Things change when you do art professionally.   When things shift from hobby to industry, we become our own boss. Thus, parameters need to be defined and, like any other 9-to-5, work conduct must be upheld in all our transactions.  The goal of our craft is not simply about getting messy and mixing paints for its own sake.

It becomes about someone adding value in the world.

Art is not free

When I was 14, I hand-painted posters for an event in my local country club. It was something I personally pitched to the manager, and something I wanted to do because I was on summer holiday and I was running out of things to do.  The deal was they provided the materials, and I drew. I honestly think that was the start of my professional career! 🙂

One would think twice about asking a lawyer, a doctor or a carpenter to do work for free.  However, and quite sadly, many people will not hesitate in assuming that artists will be okay to do things pro bono. Up until recently, I still got offered mileage as payment, good golly.  In my opinion, mileage does not pay anymore, not in this era of social media with today’s generation of outspoken artists.  You can read my thoughts on this  here.

I’ll understand if it’s for a charitable cause that is in dire need of support, and it’s also your prerogative if you want to accept work  in exchange for goods and services that will be of use to you.  Be open to negotiations but refrain from doing things for free.  Doing things for a free meal? I say no.

I’ve also read about a lot of people on social media reaching out to designers and artists asking them for free items in exchange for a blog post and an Instagram feature.  It’s easy to get excited at the idea that someone else will talk about your work.

But here are some key questions to ask:  Who are they? What do they promote? How wide is their reach? And most importantly, how robust is their engagement? It’s not always about the number of followers that makes the difference so I’ll talk about this at a later post.  Always be on your guard when offers like these come your way because people who sincerely want to promote you on social media will do so out of their own free will because they truly believe in you.

The practice of doing art for free should be obliterated from our paradigm.

Refrain from apologising

I think a good number of artists have an issue quantifying work. It’s uncomfortable and makes people queasy. But over time, I learned to do this as gracefully as possible, with conviction and dignity.

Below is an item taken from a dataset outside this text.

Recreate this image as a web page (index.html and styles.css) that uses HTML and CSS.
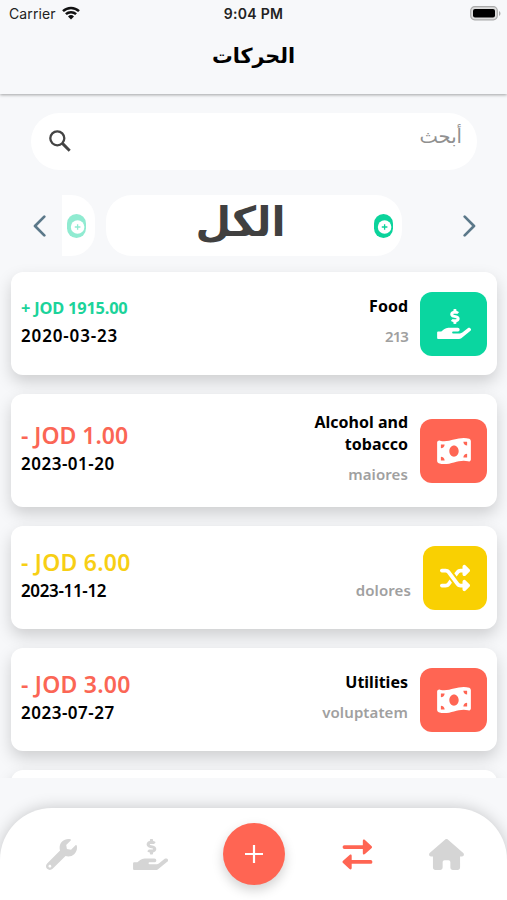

After all, art is work, mine and yours. The best advice I ever came across was in an article on the internet.  I cannot remember whose article it was but she said this: Never apologise for your prices.  

I used to be guilty of this when asked about my rates, ending it with “For the project, it costs $_____.  So sorry!”.   Now that I think about it, I can’t exactly remember why I was being apologetic yet it rolled offf my tongue quite easily.

Like I was apologising that I had to charge for art.

It was only when I accepted and embraced the full scope of my work and that it IS a job,  a profession like everything else and thus requires equal treatment like all other industries. Thus said, setting our professional fees respects global industry standards, ideally. It is rooted on size and materials (if it’s something like a painting), experience,  merit and scope of work. This makes your pricing clear, reliable and fair because it’s objective.  It’s not some numbers you pulled out of a hat or priced based on the level of emotion attached to your work.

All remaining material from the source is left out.